My one piece of advice is this: the only way to learn palaeography is through practice. There are lots of helpful tricks and techniques mentioned in the resources below, but ultimately it takes at least a few hours of slow, painful transcription before it becomes remotely straightforward.
I would love to hear additional suggestions in the comments.
Online resources
- The National Archives has an excellent free online tutorial for palaeography, 1500-1800. It also has dozens of extra documents in its ‘Further Practice’ section.
- The English Faculty at Cambridge has another free online module: ‘English Handwriting 1500-1700’, which includes a 17th-century handwriting manual and help with dating particular scripts.
- The Institute for Historical Research has a free online module: ‘InScribe Palaeography Learning Materials’
- The Beinecke Rare Book & Manuscript Library at Yale has a tutorial to learn secretary hand, the most common form of handwriting in sixteenth and seventeenth-century England.
- Oxford’s Rediscovering Rycote project has a very short online tutorial, with some extra exercises.
- Simon Booth’s English Renaissance Handwriting iPod/iPhone App seems promising, though I have not tried it.
- Brigham Young University’s ‘Script Tutorial’ includes palaeography exercises in English, German, Dutch, Italian, French, Spanish and Portuguese.
- National Records of Scotland’s Scottish Handwriting, 1500-1800 includes a one-hour basic online tutorial and much else. Useful for non-Scots material too.
- The Folger Shakespeare Library has a crowdsourced online transcription project: Shakespeare’s World. It is great fun, and also includes palaeographical guidance.
- MarineLives is a crowdsourced transcription project that provides palaeography training to its volunteers.
- Bess of Hardwick’s Letters Reading Early Modern Handwriting tutorial, with 18 examples of particular hands.
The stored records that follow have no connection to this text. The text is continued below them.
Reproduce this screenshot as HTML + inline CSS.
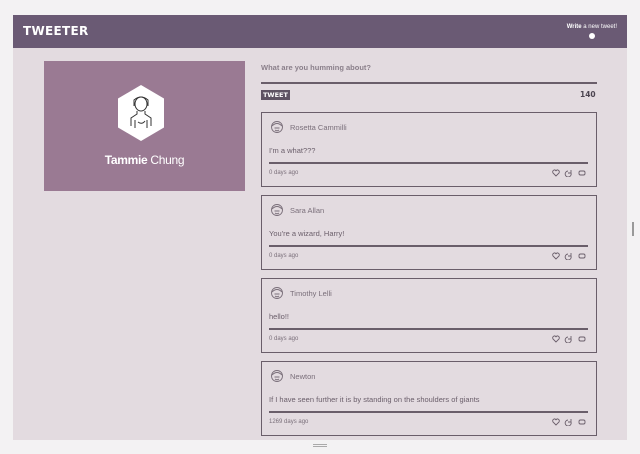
<!DOCTYPE html>
<html><head><style>
*{margin:0;padding:0;box-sizing:border-box}
body{width:640px;height:454px;background:#f3f2f3;font-family:"Liberation Sans",sans-serif;position:relative;overflow:hidden;color:#6a5e6a}
#app{position:absolute;left:13px;top:15px;width:614px;height:425px;background:#e3dbe0}
#hdr{height:33px;background:#6a5a74;position:relative}
#logo{position:absolute;left:10px;top:9px;color:#fff;font-weight:900;font-size:12px;letter-spacing:0.3px;font-family:"DejaVu Sans",sans-serif}
#write{position:absolute;right:10px;top:9px;color:#fff;font-size:6px}
#dot{position:absolute;right:32px;top:18px;width:6px;height:6px;border-radius:50%;background:#fff}
#card{position:absolute;left:31px;top:46px;width:201px;height:130px;background:#9a7a93}
#name{position:absolute;left:0;right:0;top:92px;text-align:center;color:#fff;font-size:12px;letter-spacing:-0.3px}
.q{position:absolute;left:248px;top:48px;font-size:7.5px;color:#8a7f8a;font-weight:bold}
.line{position:absolute;left:248px;width:336px;height:2px;background:#6a5e6a}
#tb{position:absolute;left:248px;top:75px;background:#5e5363;color:#fff;font-size:6.5px;font-weight:900;padding:1px 2px;font-family:"DejaVu Sans",sans-serif}
#cnt{position:absolute;left:567px;top:75px;font-size:7.5px;font-weight:900;color:#4c4450;font-family:"DejaVu Sans",sans-serif}
.tw{position:absolute;left:248px;width:336px;height:75px;border:1.5px solid #6a5e6a}
.av{position:absolute;left:8px;top:7px}
.un{position:absolute;left:28px;top:10px;font-size:7.5px;color:#7a6f7a}
.tx{position:absolute;left:7px;top:33px;font-size:7.5px;color:#6a5e6a}
.hr{position:absolute;left:7px;right:8px;top:49px;height:1.5px;background:#6a5e6a}
.tm{position:absolute;left:7px;top:57px;font-size:6px;color:#7a6f7a}
.ic{position:absolute;right:8px;top:56px}
#sb{position:absolute;left:632px;top:222px;width:2px;height:14px;border-left:1px solid #999;border-right:1px solid #999}
#hb{position:absolute;left:313px;top:444px;width:14px;height:3px;border-top:1px solid #aaa;border-bottom:1px solid #aaa}
</style></head><body>
<svg width="0" height="0" style="position:absolute"><defs>
<g id="face" fill="none" stroke="#7a6f7a" stroke-width="0.9"><circle cx="7" cy="7" r="5.5"/><path d="M2 6q5-5 10 0M4.5 8h5M5 10q2 1.5 4 0"/></g>
<g id="icons" fill="none" stroke="#6a5e6a" stroke-width="0.9"><path d="M4 7L1 4q-1-2 1-3 1-.5 2 .8 1-1.3 2-.8 2 1 1 3z"/><path d="M16 2a3 3 0 1 0 3 2M19 1v3h-3"/><rect x="27" y="2" width="6" height="4" rx="1.5"/></g>
</defs></svg>
<div id="app">
<div id="hdr"><div id="logo">TWEETER</div><div id="write"><b>Write</b> a new tweet!</div><div id="dot"></div></div>
<div id="card">
<svg style="position:absolute;left:73px;top:23px" width="48" height="58" viewBox="0 0 48 58"><polygon points="24,1 47,14.5 47,43.5 24,57 1,43.5 1,14.5" fill="#fff"/>
<g fill="none" stroke="#333" stroke-width="1"><ellipse cx="24" cy="20" rx="6" ry="7"/><path d="M17 22v-6q7-6 14 0v6M20 27v3l-6 4v8M28 27v3l6 4v8M18 36v8M30 36v8M21 38q4 3 7-1"/></g></svg>
<div id="name"><b>Tammie</b> Chung</div></div>
<div class="q">What are you humming about?</div>
<div class="line" style="top:67px"></div>
<div id="tb">TWEET</div><div id="cnt">140</div>
<div class="tw" style="top:97px"><svg class="av" width="14" height="14"><use href="#face"/></svg><div class="un">Rosetta Cammilli</div><div class="tx">I'm a what???</div><div class="hr"></div><div class="tm">0 days ago</div><svg class="ic" width="36" height="8"><use href="#icons"/></svg></div>
<div class="tw" style="top:180px"><svg class="av" width="14" height="14"><use href="#face"/></svg><div class="un">Sara Allan</div><div class="tx">You're a wizard, Harry!</div><div class="hr"></div><div class="tm">0 days ago</div><svg class="ic" width="36" height="8"><use href="#icons"/></svg></div>
<div class="tw" style="top:263px"><svg class="av" width="14" height="14"><use href="#face"/></svg><div class="un">Timothy Lelli</div><div class="tx">hello!!</div><div class="hr"></div><div class="tm">0 days ago</div><svg class="ic" width="36" height="8"><use href="#icons"/></svg></div>
<div class="tw" style="top:346px"><svg class="av" width="14" height="14"><use href="#face"/></svg><div class="un">Newton</div><div class="tx">If I have seen further it is by standing on the shoulders of giants</div><div class="hr"></div><div class="tm">1269 days ago</div><svg class="ic" width="36" height="8"><use href="#icons"/></svg></div>
</div>
<div id="sb"></div><div id="hb"></div>
</body></html>
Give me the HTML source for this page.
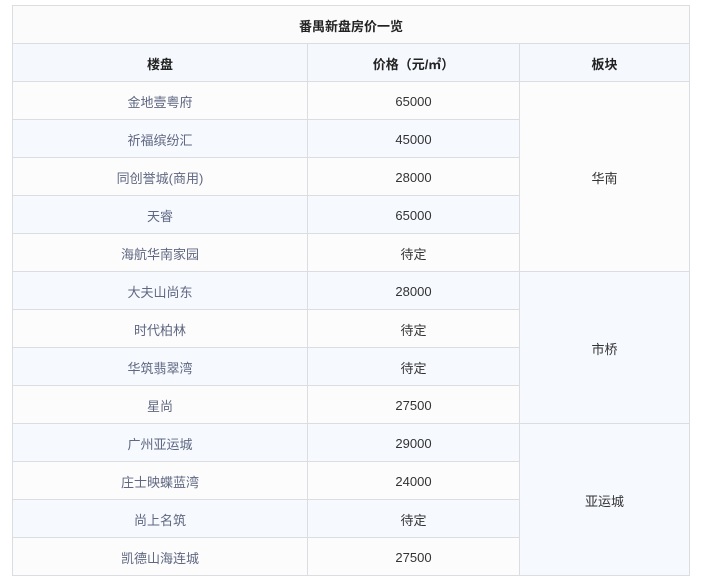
<!DOCTYPE html>
<html><head><meta charset="utf-8"><style>
body{margin:0;background:#fff;font-family:"Liberation Sans","Noto Sans CJK SC",sans-serif;}
table{position:absolute;left:12px;top:5px;width:677px;border-collapse:collapse;table-layout:fixed;font-size:13px;}
td,th{border:1px solid #dcdde0;height:37px;padding:2px 0 0 0;box-sizing:border-box;text-align:center;color:#333;}
th{font-weight:bold;color:#222;}
tr.t th{background:#fbfbfc;}
tr.h th{background:#f5f9fe;}
tr.a td{background:#fcfcfc;}
tr.b td{background:#f6f9fe;}
td.n{color:#5f6782;}
td.w{background:#fcfcfc !important;}
td.bl{background:#f6f9fe !important;}
</style></head><body>
<table>
<colgroup><col style="width:295px"><col style="width:212px"><col style="width:170px"></colgroup>
<tr class="t"><th colspan="3" style="height:38px">番禺新盘房价一览</th></tr>
<tr class="h"><th style="height:38px">楼盘</th><th>价格（元/㎡）</th><th>板块</th></tr>
<tr class="a"><td class="n" style="height:38px">金地壹粤府</td><td>65000</td><td rowspan="5" class="w">华南</td></tr>
<tr class="b"><td class="n" style="height:38px">祈福缤纷汇</td><td>45000</td></tr>
<tr class="a"><td class="n" style="height:38px">同创誉城(商用)</td><td>28000</td></tr>
<tr class="b"><td class="n" style="height:38px">天睿</td><td>65000</td></tr>
<tr class="a"><td class="n" style="height:38px">海航华南家园</td><td>待定</td></tr>
<tr class="b"><td class="n" style="height:38px">大夫山尚东</td><td>28000</td><td rowspan="4" class="bl">市桥</td></tr>
<tr class="a"><td class="n" style="height:38px">时代柏林</td><td>待定</td></tr>
<tr class="b"><td class="n" style="height:38px">华筑翡翠湾</td><td>待定</td></tr>
<tr class="a"><td class="n" style="height:38px">星尚</td><td>27500</td></tr>
<tr class="b"><td class="n" style="height:38px">广州亚运城</td><td>29000</td><td rowspan="4" class="bl">亚运城</td></tr>
<tr class="a"><td class="n" style="height:38px">庄士映蝶蓝湾</td><td>24000</td></tr>
<tr class="b"><td class="n" style="height:38px">尚上名筑</td><td>待定</td></tr>
<tr class="a"><td class="n" style="height:38px">凯德山海连城</td><td>27500</td></tr>
</table>
</body></html>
- Dianne Tillotson’s Medieval Writing
- Dave Postle’s Medieval and Early Modern Palaeography information, exercises and more. You can also download the programme to run on your computer.
- Medieval Abbreviations for deciphering Latin texts.
- The Newberry Library’s French Renaissance Palaeography project, with tutorials and more.
- French ‘Bibliographie de paléographie’ by Marc Smith.
- Marjorie Burghart et al. have created an interactive album of mediaeval palaeography.
Offline training
- The Institute for Historical Research in London offers some in-person courses for reasonable fees.
- The Institute for English Studies runs the London International Palaeography Summer School which includes both standard early modern palaeography and a variety of specialist courses.
- The Warburg Institute in London offers a variety of research training and reading groups, sometimes including Latin palaeography.
- If you are a university student, there is a decent chance there is palaeography training available on campus. Ask your tutor.
- Many archives, record offices and local history groups offer palaeography training.
Books
- Hilary Marshall, Palaeography for Family and Local Historians (2004) is an excellent handbook, packed with examples, which I found very helpful when starting out and which I still use on occasion.
- P. M. Hoskin, S. L. Slinn and C. C. Webb, Reading the Past: Sixteenth and Seventeenth Century English Handwriting (2001). Freely available PDF from the Borthwick Institute, University of York.
- B. Bischoff, Latin Palaeography: Antiquity and the Middle Ages (1990)
- E. Boyle, Medieval Latin palaeography: a bibliographical introduction (1984)
- P. Brown, A Guide to Western Historical Scripts from Antiquity to 1600 (1990)
- P. Brown, The British Library Guide to Writing and Scripts (1998)
- N. Buat and E. van den Neste, Manuel de paléographie française (2016)
- G. Cencetti, Paleografia Latina (1978)
- P. Cherubini and A. Pratesi, Paleografia latina. L’avventura grafica del mondo occidentale (2010)
- E. Gooder, Latin for Local History, 2nd ed. (1978).
- C. Johnson and H. Jenkinson, English Court Hand, AD 1066 to 1500 (1915).
- T. Martin, The record interpreter: a collection of abbreviations, Latin words and names used in English historical manuscripts and records (2nd edn., London, 1910). Free online at archive.org
- C. Newton, Medieval Local Records: a Reading Aid (1971)
- J. Roberts, Guide to Scripts used in English Writings up to 1500 (2005)
- A. Robinson, The Story of Writing: Alphabets, Hieroglyphs, and Pictograms (1995)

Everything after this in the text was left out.